Haftorat Parashat Shelach Lecha
This week’s haftorah about Rachav the convert, teaches us about the ability of a person to completely turn her life around from being on the lowest spiritual rung (Rachav was a harlot) to raise herself up to the highest spiritual level of closeness to Hashem. (Rachav merited becoming the wife of Yehoshua the leader of the Jewish people). It is also interesting that Rachav’s declaration of conversion includes recognizing the right of the Jewish people to conquer the Land of Israel.
Rachav the Harlot
“Yehoshua the son of Nun sent out of Shittim two men to spy secretly, saying go view the land, and Yericho. They went, and came to the house of a woman harlot named Rachav, and lodged there...” (Yehoshua 2:1). Most commentaries agree that Rachav was a harlot, and although the word zonah can also be translated as inn-keeper (from the same root as the word mazon), she was only called thus as clean language – to diminish her disgrace. Possibly the “inn” served as both a place for lodging and meals, where even her body became food for the lodgers. Rachav, the harlot was a “loose” woman. Just as she lacked the boundary of morality, her home, rather than being inside of the boundary of the city, was strategically built into the city-wall. Rachav became well-known in the world, since important officials visited her “inn” and confided in her. The spies of Israel went to Rachav, because top secrets were revealed to her through her important connections.

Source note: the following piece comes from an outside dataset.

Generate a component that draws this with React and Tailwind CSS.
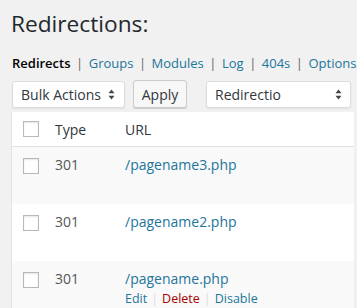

Rachav: Woman of Ultimate Renewal
Upon meeting the Jewish spies, a spark was ignited in Rachav’s soul. She was inspired to turn her life completely around and perform the highest teshuva possible. She risked her life to save the Jews from the king of Yericho, as she explained the reason for her heroic action: “I know that Hashem has given you the Land, and that dread of you has fallen upon us, and that all the inhabitants of the land melt away because of you. For we have heard how Hashem dried up the waters of the Sea of Suf before you, when you came out of Egypt…” (Yehoshua 2: 9-10). The midrash explains how there was no ruler or noble-man who had not come to Rachav, the harlot. She was ten years old when Israel left Egypt, and she was involved in an immoral way of life during all the forty years when Israel was in the wilderness, but in the end of her fiftieth year she converted. (Yalkut Shimoni, Yehoshua 1:9). What motivated Rachav the harlot to do this intense teshuva? It was what she heard about the miracles Hashem performed for Israel that inspired her, as she stated, “For we have heard…” There are many different levels of hearing. The rest of the Canaanites also heard. They became afraid and were trembling, but their hearing did not motivate them to any personal commitment or action. Only Rachav responded to the truth that she heard – about Hashem’s miraculous salvation of the children of Israel, and she processed what she had heard for forty years. Despite all of these years, none of the original excitement of the event had faded in her memory. At the age of fifty, she was finally moved to act upon what had made such an impression upon her as a little girl. Her recognition of Hashem being the Master of the Universe moved her greatly. However, it was only by meeting the righteous Israelites that she received the impetus to change her life around completely. In response to Rachav’s intense teshuvah, the Jewish spies promised her that they would save the lives of her and her family, at the time of the Jewish conquest of the city.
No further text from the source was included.